Éternel optimiste, Sinner ne voulait d'ailleurs retenir que le positif. Déjà battu en cinq sets par Alcaraz l'an dernier à Roland-Garros (en demi-finales), il a pu constater qu'il était "un bien meilleur joueur" qu'en 2024. À ses yeux, pour étalonner ses progrès, rien de tel que de passer au révélateur Alcaraz. Et c'est ce que ce dernier disait aussi. "Chaque match que je joue contre lui est important parce qu'il m'oblige à élever mon niveau de jeu. Il me permet de savoir sur quels points je dois m'améliorer."

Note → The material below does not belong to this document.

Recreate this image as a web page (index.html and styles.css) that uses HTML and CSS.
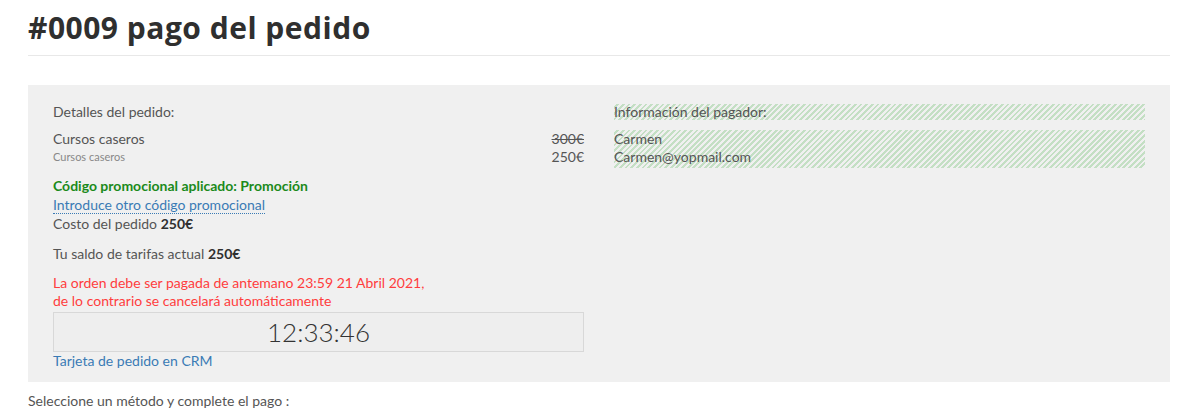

Carlos Alcaraz / Finale, horloge, Roland-Garros 2025

S'il mène désormais 8-4 dans leur face-à-face, dont il a remporté les cinq dernières rencontres (la dernière à Rome juste avant Roland-Garros), le Murcien refuse de dire qu'il a pris un avantage décisif dans sa rivalité avec Sinner : "Je ne pense pas que ce soit un tournant. Je suis sûr qu'il va apprendre de ce match et revenir encore plus fort la prochaine fois. Je ne le battrai pas éternellement, c'est une évidence. Moi aussi, je dois analyser comment je peux devenir meilleur, comment je peux l'embêter encore plus tactiquement. C'était notre première finale de Grand Chelem, j'espère qu'il y en aura d'autres."

Il ne s'agit donc pas d'un tournant décisif dans leur rivalité. Mais néanmoins un moment clé, un match à graver au fer ocre, sur lequel on pourra se retourner dans vingt ans (ou plus) en se rappelant exactement où on était, et ce que l'on faisait ce 8 juin 2025.